Between 21 and 30 June 2010 Méndez Núñez and the Spanish oiler Patiño took part in Exercise Swordfish in Portuguese waters, together with units from Portugal, Italy and France.

On 18 July 2010 Méndez Núñez received a flag of combat from the Infanta Elena while docked in the Port of Vigo. Later that day Méndez Núñez participated in the exhibition A safe maritime environment for the XXI century held in Vigo next to the vessels Galicia, Juan Sebastián Elcano and Chilreu.

On 19 March 2011 the Government of Spain announced that Méndez Núñez would be part of the force sent to intervene in the Libyan Civil War, as part of United Nations Security Council Resolution 1973. The ship returned to her base on 29 June 2011 after 101 days, in which she inspected 22 ships of different types.

Between 20 and 22 February 2012, Méndez Núñez participated in the national air defense exercise Sirio-12, which took place south of the Balearic Islands and in the Alboran Sea. Between 2 and 5 July 2012, the frigates Álvaro de Bazán and Almirante Juan de Borbón, the logistics supply vessel Cantabria, the submarine Galerna and AV-8B aircraft of the 9th Navy squadron participated in the MAR-22 exercise on the Atlantic coast of Galicia.

On 23 November 2012, Méndez Núñez sailed to Somalia, where on 6 December, she relieved Castilla in Operation Atalanta the anti-piracy operation off Somalia. Castilla had been the flagship of the operation. On 19 December, Méndez Núñez and another coalition vessel completed their second mission escorting a ship of the World Food Programme and managed to prevented the hijacking of the North Korean ship Dae San. On 19 February 2013, Méndez Núñez and the Dutch frigate HNLMS De Ruyter took part in the arrest of nine pirates.

On 9 March, Méndez Núñez assisted the tanker Royal Grace, which was released after being hijacked on 11 May 2012. After receiving assistance from Méndez Núñez, the Royal Grace continued her voyage escorted by the Spanish patrol ship Rayo, bound for the port of Salalah in Oman.

Méndez Núñez returned to Ferrol Naval Base on 11 July 2014. Her arrival coincided with the other four ships of her class being present in Ferrol. The five frigates of the class made a joint training exercise for first time as part of the 31st Escort Squadron of which they are part.

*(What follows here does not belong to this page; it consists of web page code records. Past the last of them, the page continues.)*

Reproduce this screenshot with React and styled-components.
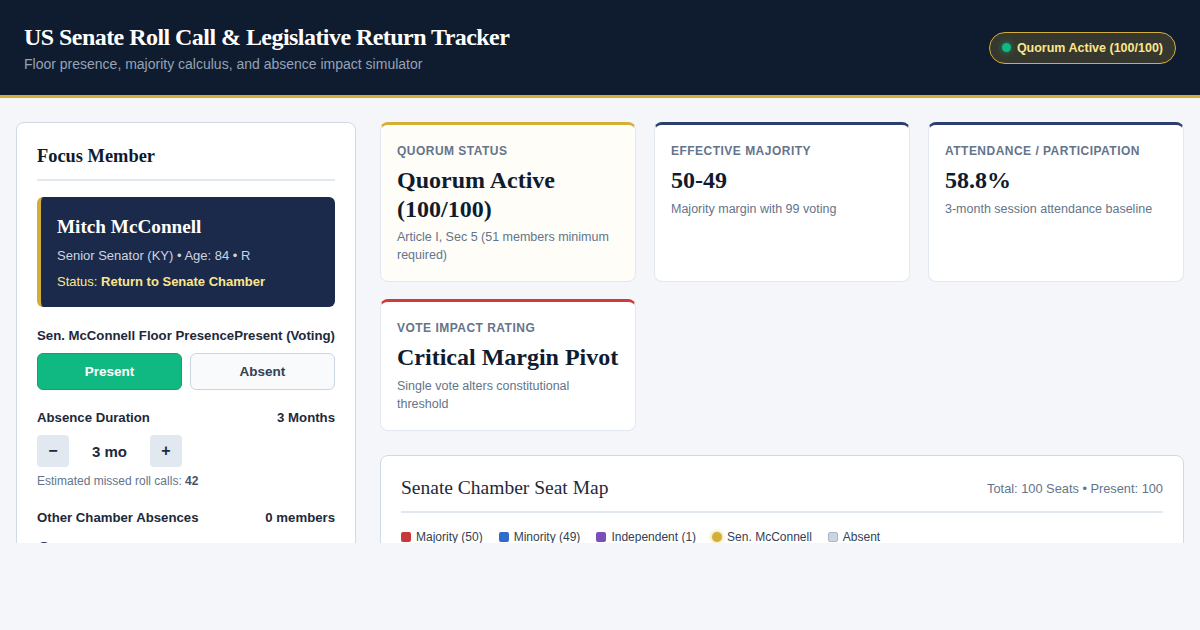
import React, { useState } from "react"
import styled, { createGlobalStyle } from "styled-components"

const GlobalStyle = createGlobalStyle`
  * { box-sizing: border-box; }
  body {
    margin: 0;
    background: #f4f6f9;
    font-family: "Liberation Sans", Arial, sans-serif;
    color: #1e293b;
  }
`

const Header = styled.header`
  display: flex;
  justify-content: space-between;
  align-items: center;
  padding: 23px 24px 22px;
  background: #0f1b2e;
  border-bottom: 3px solid #d4af37;
`

const Title = styled.h1`
  margin: 0;
  font-family: "Liberation Serif", "Times New Roman", serif;
  font-size: 24px;
  line-height: 1.2;
  font-weight: 700;
  letter-spacing: -0.55px;
  color: #ffffff;
`

const Subtitle = styled.p`
  margin: 4px 0 0;
  font-size: 14px;
  line-height: 17px;
  color: #94a3b8;
`

const Badge = styled.div`
  display: flex;
  align-items: center;
  gap: 6px;
  height: 32px;
  padding: 0 12px;
  border: 1px solid #d4af37;
  border-radius: 999px;
  background: rgba(212, 175, 55, 0.2);
  color: #fde68a;
  font-size: 12.5px;
  font-weight: 700;
`

const Dot = styled.span`
  width: 9px;
  height: 9px;
  border-radius: 50%;
  background: #10b981;
  box-shadow: 0 0 6px rgba(16, 185, 129, 0.7);
`

const Main = styled.main`
  display: grid;
  grid-template-columns: 340px 1fr;
  gap: 24px;
  align-items: start;
  height: 445px;
  padding: 24px 16px 0;
  overflow: hidden;
`

const Panel = styled.section`
  background: #ffffff;
  border: 1px solid #cfdae6;
  border-radius: 8px;
  padding: 22px 20px 20px;
`

const PanelTitle = styled.h2`
  margin: 0 0 16px;
  padding-bottom: 12px;
  border-bottom: 2px solid #e2e8f0;
  font-family: "Liberation Serif", "Times New Roman", serif;
  font-size: 18.4px;
  line-height: 22px;
  font-weight: 700;
  color: #0f1b2e;
`

const MemberCard = styled.div`
  background: #1b2a4a;
  border-left: 4px solid #d4af37;
  border-radius: 6px;
  padding: 18px 16px 16px;
`

const MemberName = styled.h3`
  margin: 0 0 8px;
  font-family: "Liberation Serif", "Times New Roman", serif;
  font-size: 19.2px;
  line-height: 23px;
  font-weight: 700;
  color: #ffffff;
`

const MemberLine = styled.p`
  margin: ${(p) => (p.$gap ? "6.5px" : "0")} 0 0;
  font-size: 13px;
  line-height: 19.5px;
  color: ${(p) => (p.$gold ? "#fde68a" : "#cbd5e1")};
  & strong { font-weight: 700; }
`

const Field = styled.div`
  margin-top: ${(p) => p.$top || 20}px;
`

const FieldHead = styled.div`
  display: flex;
  justify-content: space-between;
  margin-bottom: 9px;
  font-size: 13.2px;
  line-height: 16px;
  font-weight: 700;
  color: #1e293b;
`

const Toggle = styled.div`
  display: grid;
  grid-template-columns: 1fr 1fr;
  gap: 8px;
`

const ToggleButton = styled.button`
  height: 37px;
  border-radius: 6px;
  border: 1px solid ${(p) => (p.$active ? "#0ea371" : "#cbd5e1")};
  background: ${(p) => (p.$active ? "#10b981" : "#f8fafc")};
  color: ${(p) => (p.$active ? "#ffffff" : "#334155")};
  font-family: inherit;
  font-size: 13.5px;
  font-weight: 700;
  cursor: pointer;
`

const Stepper = styled.div`
  display: flex;
  align-items: center;
`

const StepButton = styled.button`
  width: 32px;
  height: 32px;
  border: none;
  border-radius: 4px;
  background: #e2e8f0;
  color: #1e293b;
  font-family: inherit;
  font-size: 16px;
  font-weight: 700;
  cursor: pointer;
`

const StepValue = styled.span`
  width: 81px;
  text-align: center;
  font-size: 15px;
  font-weight: 700;
  color: #1e293b;
`

const Hint = styled.p`
  margin: 6.5px 0 0;
  font-size: 12px;
  line-height: 15px;
  color: #64748b;
  & strong { color: #475569; }
`

const Slider = styled.div`
  position: relative;
  height: 18px;
  margin-top: 15px;
  &::before {
    content: "";
    position: absolute;
    left: 0;
    right: 0;
    top: 7px;
    height: 4px;
    border-radius: 2px;
    background: #e2e8f0;
  }
`

const Thumb = styled.span`
  position: absolute;
  left: 0;
  top: 1px;
  width: 14px;
  height: 14px;
  border-radius: 50%;
  background: #1b2a4a;
`

const Right = styled.div`
  display: flex;
  flex-direction: column;
  gap: 24px;
`

const StatGrid = styled.div`
  display: grid;
  grid-template-columns: repeat(3, 1fr);
  gap: 17px 18px;
`

const StatCard = styled.div`
  background: ${(p) => (p.$tint ? "#fffdf8" : "#ffffff")};
  border: 1px solid #e2e8f0;
  border-top: 3px solid ${(p) => p.$accent};
  border-radius: 8px;
  padding: 19px 16px 17px;
`

const StatLabel = styled.div`
  font-size: 12px;
  line-height: 14px;
  font-weight: 700;
  letter-spacing: 0.04em;
  text-transform: uppercase;
  color: #64748b;
`

const StatValue = styled.div`
  margin-top: 8px;
  font-family: "Liberation Serif", "Times New Roman", serif;
  font-size: 24px;
  line-height: 28.8px;
  font-weight: 700;
  color: #0f1b2e;
`

const StatNote = styled.p`
  margin: 5px 0 0;
  font-size: 12.5px;
  line-height: 18px;
  color: #64748b;
`

const MapCard = styled.section`
  background: #ffffff;
  border: 1px solid #cfdae6;
  border-radius: 8px;
  padding: 20px 20px 24px;
`

const MapHead = styled.div`
  display: flex;
  justify-content: space-between;
  align-items: center;
  padding-bottom: 11px;
  border-bottom: 2px solid #e2e8f0;
`

const MapTitle = styled.h2`
  margin: 0;
  font-family: "Liberation Serif", "Times New Roman", serif;
  font-size: 19.5px;
  line-height: 24px;
  font-weight: 400;
  color: #1e293b;
`

const MapMeta = styled.span`
  font-size: 12.8px;
  color: #64748b;
`

const Legend = styled.div`
  display: flex;
  gap: 16px;
  margin-top: 17px;
`

const LegendItem = styled.span`
  display: flex;
  align-items: center;
  gap: 5px;
  font-size: 12px;
  line-height: 14px;
  color: #334155;
`

const Swatch = styled.span`
  width: 10px;
  height: 10px;
  border-radius: ${(p) => (p.$round ? "50%" : "2px")};
  background: ${(p) => p.$color};
  border: ${(p) => (p.$outline ? "1px solid #a9b7c9" : "none")};
  box-shadow: ${(p) => (p.$round ? "0 0 4px rgba(212, 175, 55, 0.8)" : "none")};
`

const stats = [
  {
    label: "Quorum Status",
    value: "Quorum Active (100/100)",
    note: "Article I, Sec 5 (51 members minimum required)",
    accent: "#d4af37",
    tint: true,
  },
  {
    label: "Effective Majority",
    value: "50-49",
    note: "Majority margin with 99 voting",
    accent: "#2c3f6c",
  },
  {
    label: "Attendance / Participation",
    value: "58.8%",
    note: "3-month session attendance baseline",
    accent: "#2c3f6c",
  },
  {
    label: "Vote Impact Rating",
    value: "Critical Margin Pivot",
    note: "Single vote alters constitutional threshold",
    accent: "#d03a3a",
  },
]

const legend = [
  { label: "Majority (50)", color: "#c93838" },
  { label: "Minority (49)", color: "#2f6bcc" },
  { label: "Independent (1)", color: "#7b4fb8" },
  { label: "Sen. McConnell", color: "#d4af37", round: true },
  { label: "Absent", color: "#cbd5e1", outline: true },
]

const App = () => {
  const [present, setPresent] = useState(true)
  const [months, setMonths] = useState(3)

  return (
    <>
      <GlobalStyle />
      <Header>
        <div>
          <Title>US Senate Roll Call &amp; Legislative Return Tracker</Title>
          <Subtitle>Floor presence, majority calculus, and absence impact simulator</Subtitle>
        </div>
        <Badge>
          <Dot />
          Quorum Active (100/100)
        </Badge>
      </Header>
      <Main>
        <Panel>
          <PanelTitle>Focus Member</PanelTitle>
          <MemberCard>
            <MemberName>Mitch McConnell</MemberName>
            <MemberLine>Senior Senator (KY) • Age: 84 • R</MemberLine>
            <MemberLine $gold $gap>
              Status: <strong>Return to Senate Chamber</strong>
            </MemberLine>
          </MemberCard>

          <Field $top={21}>
            <FieldHead>
              <span>Sen. McConnell Floor Presence</span>
              <span>{present ? "Present (Voting)" : "Absent"}</span>
            </FieldHead>
            <Toggle>
              <ToggleButton $active={present} onClick={() => setPresent(true)}>
                Present
              </ToggleButton>
              <ToggleButton $active={!present} onClick={() => setPresent(false)}>
                Absent
              </ToggleButton>
            </Toggle>
          </Field>

          <Field>
            <FieldHead>
              <span>Absence Duration</span>
              <span>{months} Months</span>
            </FieldHead>
            <Stepper>
              <StepButton onClick={() => setMonths(Math.max(0, months - 1))}>−</StepButton>
              <StepValue>{months} mo</StepValue>
              <StepButton onClick={() => setMonths(months + 1)}>+</StepButton>
            </Stepper>
            <Hint>
              Estimated missed roll calls: <strong>{months * 14}</strong>
            </Hint>
          </Field>

          <Field $top={21.5}>
            <FieldHead>
              <span>Other Chamber Absences</span>
              <span>0 members</span>
            </FieldHead>
            <Slider>
              <Thumb />
            </Slider>
          </Field>
        </Panel>

        <Right>
          <StatGrid>
            {stats.map((s) => (
              <StatCard key={s.label} $accent={s.accent} $tint={s.tint}>
                <StatLabel>{s.label}</StatLabel>
                <StatValue>{s.value}</StatValue>
                <StatNote>{s.note}</StatNote>
              </StatCard>
            ))}
          </StatGrid>

          <MapCard>
            <MapHead>
              <MapTitle>Senate Chamber Seat Map</MapTitle>
              <MapMeta>Total: 100 Seats • Present: 100</MapMeta>
            </MapHead>
            <Legend>
              {legend.map((l) => (
                <LegendItem key={l.label}>
                  <Swatch $color={l.color} $round={l.round} $outline={l.outline} />
                  {l.label}
                </LegendItem>
              ))}
            </Legend>
          </MapCard>
        </Right>
      </Main>
    </>
  )
}

export default App
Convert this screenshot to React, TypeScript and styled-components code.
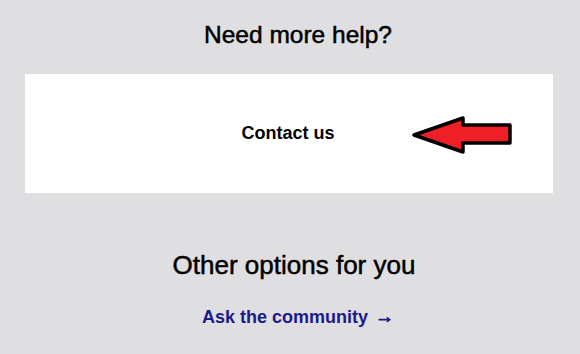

In September 2014 Méndez Núñez and Álvaro de Bazán took part in Air Force exercise DACEX-14 (Canary Air Defense). In mid-October Méndez Núñez participated in NATO exercise Noble Mariner-14 in the waters off Cartagena, along with 24 other surface vessels and 6 submarines from sixteen countries. On 6 April 2015 she sailed from her base in Ferrol to participate in Scottish waters in the NATO Exercise Joint Warrior, after which she visited the port of London before returning to her base.

At the beginning of June, Méndez Núñez was incorporated into Standing NATO Maritime Group 1 as a command vessel, relieving Álvaro de Bazán. In the course of this deployment, the frigate participated in the Northern Coasts 16 exercises in Baltic waters, involving 38 vessels from eight countries. She returned to Ferrol after being relieved by the Álvaro de Bazán on 30 September 2016.

On 2 February 2017, the Méndez Núñez and the oiler Patiño joined Standing NATO Maritime Group 1. This deployment ended on 12 May 2017.

In April 2019, Méndez Núñez was deployed with U.S. Navy Carrier Strike Group-12 for seven months. However, as of May 2019, the frigate has been recalled from this joint deployment.

On 5 September 2019, Méndez Núñez made the historic port-visit to the Philippines, making it the 1st Spanish Navy vessel to do so, since the Battle of Manila Bay during the Spanish–American War in 1898. In 2025, the frigate joined the Royal Navy's carrier strike group as part of Operation HIGHMAST in a deployment to the Indo-Pacific region.